Exercise objective: Copy all lines in which the word "with" can be found.

Information provided:

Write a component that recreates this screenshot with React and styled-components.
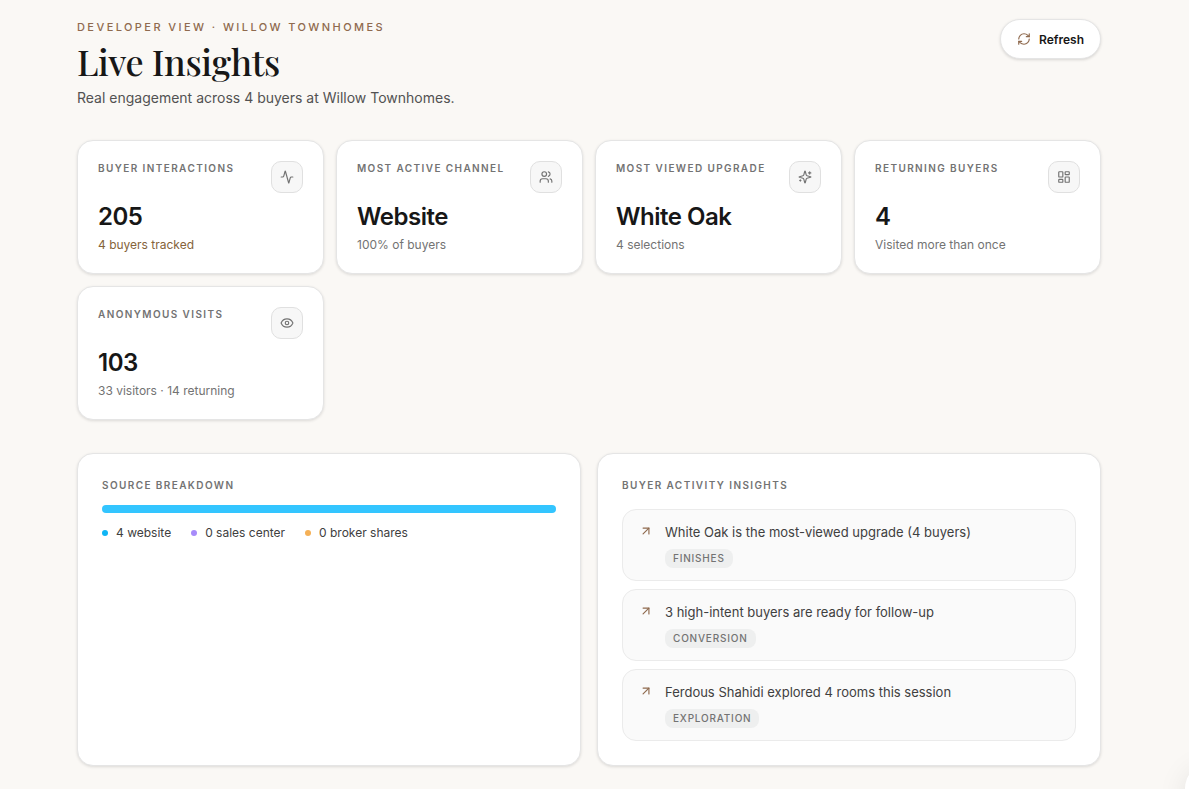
import React from 'react';
import styled, { createGlobalStyle } from 'styled-components';
import {
  Activity,
  ArrowUpRight,
  Eye,
  LayoutDashboard,
  RefreshCw,
  Users,
} from 'lucide-react';

const colors = {
  page: '#faf8f5',
  card: '#ffffff',
  border: '#e5e5e5',
  ink: '#171717',
  text: '#404040',
  subtle: '#525252',
  muted: '#737373',
  brown: '#8f6a4e',
  gold: '#85633a',
};

// Sparkles with a small plus on each side
const SparklesIcon = ({ size }) => (
  <svg
    width={size}
    height={size}
    viewBox="0 0 24 24"
    fill="none"
    stroke="currentColor"
    strokeWidth="2"
    strokeLinecap="round"
    strokeLinejoin="round"
  >
    <path d="M9.937 15.5A2 2 0 0 0 8.5 14.063l-6.135-1.582a.5.5 0 0 1 0-.962L8.5 9.936A2 2 0 0 0 9.937 8.5l1.582-6.135a.5.5 0 0 1 .963 0L14.063 8.5A2 2 0 0 0 15.5 9.937l6.135 1.581a.5.5 0 0 1 0 .964L15.5 14.063a2 2 0 0 0-1.437 1.437l-1.582 6.135a.5.5 0 0 1-.963 0z" />
    <path d="M20 3v4" />
    <path d="M22 5h-4" />
    <path d="M4 17v2" />
    <path d="M5 18H3" />
  </svg>
);

const stats = [
  {
    label: 'Buyer interactions',
    value: '205',
    note: '4 buyers tracked',
    Icon: Activity,
    highlight: true,
  },
  { label: 'Most active channel', value: 'Website', note: '100% of buyers', Icon: Users },
  { label: 'Most viewed upgrade', value: 'White Oak', note: '4 selections', Icon: SparklesIcon },
  { label: 'Returning buyers', value: '4', note: 'Visited more than once', Icon: LayoutDashboard },
  { label: 'Anonymous visits', value: '103', note: '33 visitors · 14 returning', Icon: Eye },
];

const sources = [
  { name: 'website', count: 4, dot: '#0fb5f5', bar: '#33c5ff' },
  { name: 'sales center', count: 0, dot: '#a78bfa', bar: '#a78bfa' },
  { name: 'broker shares', count: 0, dot: '#f5b056', bar: '#f5b056' },
];

const insights = [
  { text: 'White Oak is the most-viewed upgrade (4 buyers)', tag: 'Finishes' },
  { text: '3 high-intent buyers are ready for follow-up', tag: 'Conversion' },
  { text: 'Ferdous Shahidi explored 4 rooms this session', tag: 'Exploration' },
];

const GlobalStyle = createGlobalStyle`
  *,
  *::before,
  *::after {
    box-sizing: border-box;
  }

  body {
    margin: 0;
    background: ${colors.page};
    color: ${colors.ink};
    font-family: Inter, 'Liberation Sans', sans-serif;
  }

  h1, h2, p, ul {
    margin: 0;
    padding: 0;
  }

  ul {
    list-style: none;
  }
`;

const PageMain = styled.main`
  padding: 19px 88px 23px 77px;
`;

const ContentDiv = styled.div`
  max-width: 1152px;
  margin: 0 auto;
`;

const PageHeader = styled.header`
  display: flex;
  align-items: flex-start;
  justify-content: space-between;
  gap: 24px;
  margin-bottom: 32px;
`;

const EyebrowP = styled.p`
  font-size: 11px;
  line-height: 16px;
  font-weight: 500;
  letter-spacing: 0.22em;
  text-transform: uppercase;
  color: ${colors.brown};
`;

const PageTitle = styled.h1`
  margin: 4px 0;
  font-family: 'Playfair Display', 'Liberation Serif', serif;
  font-size: 36px;
  line-height: 45px;
  font-weight: 500;
  letter-spacing: -0.01em;
`;

const SubtitleP = styled.p`
  font-size: 14px;
  line-height: 20px;
  color: ${colors.subtle};
`;

const RefreshButton = styled.button`
  display: inline-flex;
  align-items: center;
  gap: 8px;
  height: 40px;
  padding: 0 16px;
  border: 1px solid ${colors.border};
  border-radius: 20px;
  background: ${colors.card};
  box-shadow: 0 1px 3px rgba(0, 0, 0, 0.14);
  color: ${colors.ink};
  font-family: inherit;
  font-size: 12px;
  font-weight: 600;
  cursor: pointer;

  svg {
    color: ${colors.brown};
  }
`;

const StatsSection = styled.section`
  display: grid;
  grid-template-columns: repeat(4, minmax(0, 1fr));
  gap: 12px;
  margin-bottom: 33px;
`;

const Card = styled.article`
  padding: ${props => (props.$wide ? '24px' : '20px')};
  border: 1px solid ${colors.border};
  border-radius: 16px;
  background: ${colors.card};
  box-shadow: 0 1px 3px rgba(0, 0, 0, 0.12);
`;

const CardTop = styled.div`
  display: flex;
  align-items: flex-start;
  justify-content: space-between;
  margin-bottom: 8px;
`;

const LabelHeading = styled.h2`
  font-size: 10px;
  line-height: 15px;
  font-weight: 600;
  letter-spacing: 0.14em;
  text-transform: uppercase;
  color: ${colors.muted};
`;

const IconBox = styled.span`
  display: flex;
  align-items: center;
  justify-content: center;
  flex: none;
  width: 32px;
  height: 32px;
  border: 1px solid #e0e0e0;
  border-radius: 10px;
  background: #f7f7f7;
  color: ${colors.muted};
`;

const ValueP = styled.p`
  margin-bottom: 4px;
  font-size: 24px;
  line-height: 32px;
  font-weight: 600;
  letter-spacing: -0.02em;
`;

const NoteP = styled.p`
  font-size: 12px;
  line-height: 16px;
  color: ${props => (props.$highlight ? colors.gold : colors.muted)};
`;

const PanelsSection = styled.section`
  display: grid;
  grid-template-columns: repeat(2, minmax(0, 1fr));
  gap: 16px;
`;

const BarDiv = styled.div`
  display: flex;
  height: 8px;
  margin: 12px 0;
  border-radius: 4px;
  overflow: hidden;
  background: #f5f5f5;
`;

const BarPart = styled.span`
  flex: ${props => props.$count} 0 0;
  background: ${props => props.$color};
`;

const LegendUl = styled.ul`
  display: flex;
  flex-wrap: wrap;
  gap: 8px 20px;
`;

const LegendLi = styled.li`
  display: flex;
  align-items: center;
  gap: 8px;
  font-size: 12px;
  line-height: 16px;
  color: ${colors.text};

  &::before {
    content: '';
    width: 6px;
    height: 6px;
    border-radius: 50%;
    background: ${props => props.$color};
  }
`;

const InsightsUl = styled.ul`
  display: flex;
  flex-direction: column;
  gap: 8px;
  margin-top: 16px;
`;

const InsightLi = styled.li`
  display: flex;
  align-items: flex-start;
  gap: 12px;
  padding: 12px 16px;
  border: 1px solid #ebebeb;
  border-radius: 14px;
  background: #fafafa;

  svg {
    flex: none;
    margin-top: 2px;
    color: ${colors.brown};
  }
`;

const InsightP = styled.p`
  margin-bottom: 6px;
  font-size: 13px;
  line-height: 21px;
  color: ${colors.text};
`;

const TagSpan = styled.span`
  display: block;
  width: fit-content;
  padding: 2px 8px;
  border-radius: 8px;
  background: #eeefef;
  font-size: 10px;
  line-height: 15px;
  font-weight: 500;
  letter-spacing: 0.08em;
  text-transform: uppercase;
  color: ${colors.muted};
`;

// Mostly tucked away outside the corner of the window
const CornerButton = styled.button`
  position: fixed;
  right: -52px;
  bottom: -28px;
  width: 56px;
  height: 56px;
  border: 0;
  border-radius: 50%;
  background: ${colors.card};
  box-shadow: 0 8px 30px rgba(0, 0, 0, 0.1);
`;

function renderStat({ label, value, note, Icon, highlight }) {
  return (
    <Card key={label}>
      <CardTop>
        <LabelHeading>{label}</LabelHeading>
        <IconBox>
          <Icon size={14} />
        </IconBox>
      </CardTop>
      <ValueP>{value}</ValueP>
      <NoteP $highlight={highlight}>{note}</NoteP>
    </Card>
  );
}

function renderInsight({ text, tag }) {
  return (
    <InsightLi key={tag}>
      <ArrowUpRight size={14} />
      <div>
        <InsightP>{text}</InsightP>
        <TagSpan>{tag}</TagSpan>
      </div>
    </InsightLi>
  );
}

const App = () => {
  return (
    <PageMain>
      <GlobalStyle />
      <ContentDiv>
        <PageHeader>
          <div>
            <EyebrowP>Developer view · Willow Townhomes</EyebrowP>
            <PageTitle>Live Insights</PageTitle>
            <SubtitleP>Real engagement across 4 buyers at Willow Townhomes.</SubtitleP>
          </div>
          <RefreshButton type="button">
            <RefreshCw size={14} />
            Refresh
          </RefreshButton>
        </PageHeader>

        <StatsSection>{stats.map(renderStat)}</StatsSection>

        <PanelsSection>
          <Card $wide>
            <LabelHeading>Source breakdown</LabelHeading>
            <BarDiv>
              {sources.map(source => (
                <BarPart key={source.name} $count={source.count} $color={source.bar} />
              ))}
            </BarDiv>
            <LegendUl>
              {sources.map(source => (
                <LegendLi key={source.name} $color={source.dot}>
                  {source.count} {source.name}
                </LegendLi>
              ))}
            </LegendUl>
          </Card>
          <Card $wide>
            <LabelHeading>Buyer activity insights</LabelHeading>
            <InsightsUl>{insights.map(renderInsight)}</InsightsUl>
          </Card>
        </PanelsSection>
      </ContentDiv>
      <CornerButton type="button" aria-label="Open assistant" />
    </PageMain>
  );
};

export default App;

Exercise answer:
Write a component that recreates this screenshot with React and styled-components.
// Sparkles with a small plus on each side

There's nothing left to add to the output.